On the other hand, Wickremesinghe would not make the same mistake again. Although the new JVP leader Anura Kumara Dissanayake is running helter-skelter in his quest for a common candidate, they would not entertain an outsider for the job. Despite Anura Kumara being in the forefront of the JVP's call to field a common candidate, their trade union stalwart K.D. Lalkantha maintains that the common candidate should be from within the party.

In this scenario, the ruling UPFA is set for another comfortable victory at the Uva Provincial Council election, giving another five-year term to the incumbent Chief Minister Shashendra Rajapaksa. The UNP's chief ministerial candidate Harin Fernando is certainly no match for Shashendra Rajapaksa.

In fact, the Badulla District's only UNP parliamentarian cut a sorry figure when he confronted North Western Province Chief Minister Dayasiri Jayasekera in a television debate recently. Fernando met his waterloo for making unwarranted comments and character assassination to gain petty political mileage.

Although Jayasekera demonstrated his gentlemanly qualities by making a public apology, Fernando is maintaining a deafening silence knowing only too well that his foul language wouldn't be accepted by the masses.
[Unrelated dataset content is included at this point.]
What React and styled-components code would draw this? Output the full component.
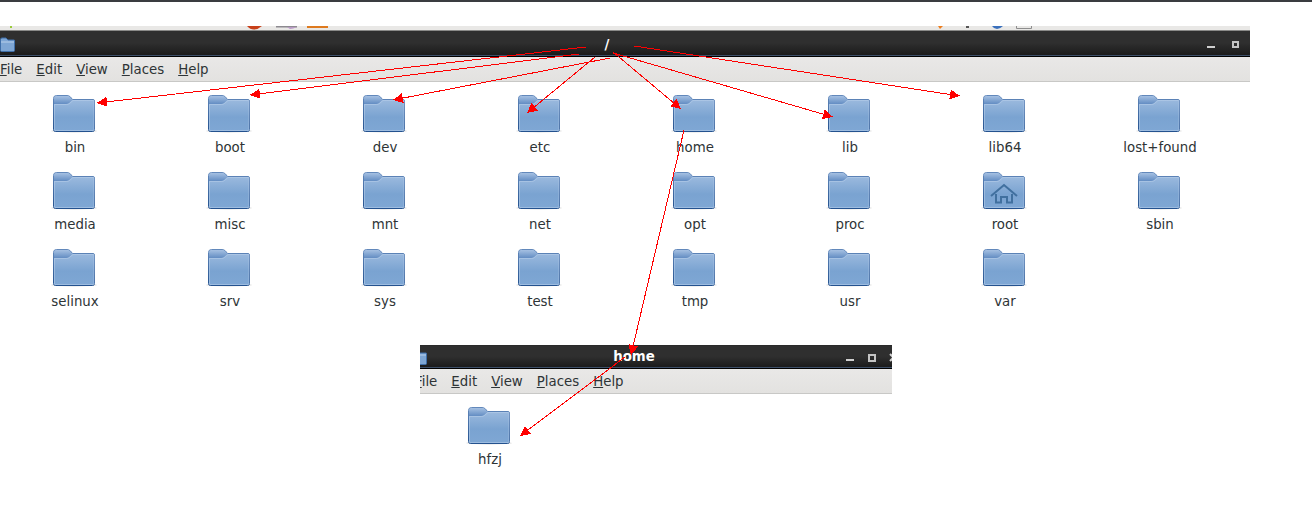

People in Uva saw Fernando's true colours after he challenged Chief Minister Jayasekera. His unbecoming conduct is not in keeping with one who aspires to become a Chief Minister. Fernando would, no doubt, have to pay for his sins with a bigger defeat at the Uva Provincial Council elections.

An inevitable landslide victory for the UPFA at the forthcoming Uva Provincial Council elections would induce the Government to go for an early Presidential election, throwing the Opposition into deeper political wilderness.

Certain insidious Western elements have already begun pumping money for a regime change they dream of. Nevertheless, the masses would rally round President Rajapaksa to show their profound gratitude to the leader who had liberated the country from the menace of LTTE terrorism and ushered in peace and harmony.